Gathering The Forces

The plan was for the French fleet, commanded by Admiral d'Orvilliers (who had also led at Ushant), including 30 ships of the line and numerous smaller vessels, to meet a Spanish fleet off the Sisarga Islands, near Corunna in north-west Spain. When the French reached the rendezvous point, the Spanish fleet was not there, because (the Spanish later claimed) the winds were unsuitable, so d'Orvilliers had to wait for them. The ships from Brest had deliberately departed before they were fully supplied, to avoid the possibility of being blockaded by the British. Serious problems consequently arose as the wait dragged out to several weeks, and no arrangements were made to take on additional supplies in Spain. Scurvy weakened the crews, and in the hot, crowded shipboard conditions, typhus and smallpox also broke out. The Spanish fleet, commanded by Don Luis de Córdova (who was to be subordinate to d'Orvilliers in the joint enterprise), including 36 ships of the line, finally arrived on 22 July.

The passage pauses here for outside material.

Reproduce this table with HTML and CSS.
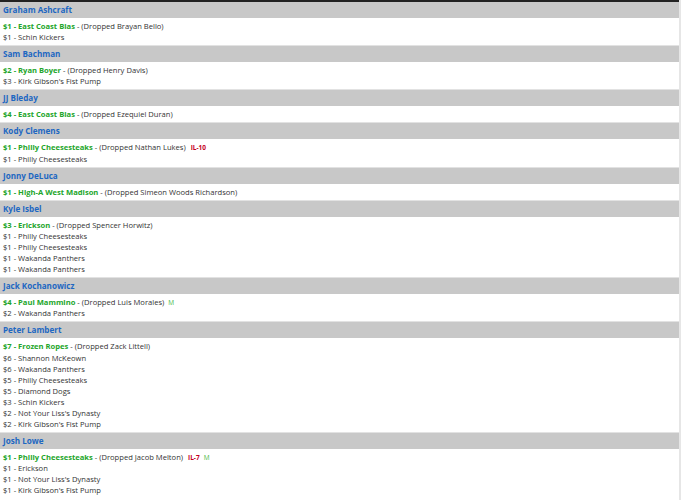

An army of over 40,000 men was slowly being gathered around Le Havre and St. Malo in northern France, with 400 transport boats. The purpose of the combined fleet was to put the Royal Navy out of action, so that the army could be safely transported across the English Channel (La Manche), whereupon it would set up a base on the Isle of Wight or the nearby British coast. At the time there were fewer than 40 Royal Navy ships of the line available in the English Channel area, newly under the command of ailing 64-year-old Sir Charles Hardy, who had been desk-bound for 20 years. On 25 July the Franco-Spanish armada set sail northwards to take on the British fleet, with contrary winds greatly slowing its progress. As time passed, it also became apparent that the diseases which had afflicted the French (and killed d'Orvilliers' only son, a lieutenant in the fleet) was spreading to the Spanish. Having missed opportunities to seize two important British convoys of merchant ships from the West Indies (something they did not learn until later), which reached Plymouth on 31 July, the fleet finally passed Ushant on 11 August and entered the Channel. Three days later, a squadron under American colours (though consisting mostly of French ships with French crews) set sail from the French port of L'Orient, heading northward towards Ireland as a diversion. This diversionary fleet was commanded by John Paul Jones, a captain with an alarming reputation in Britain.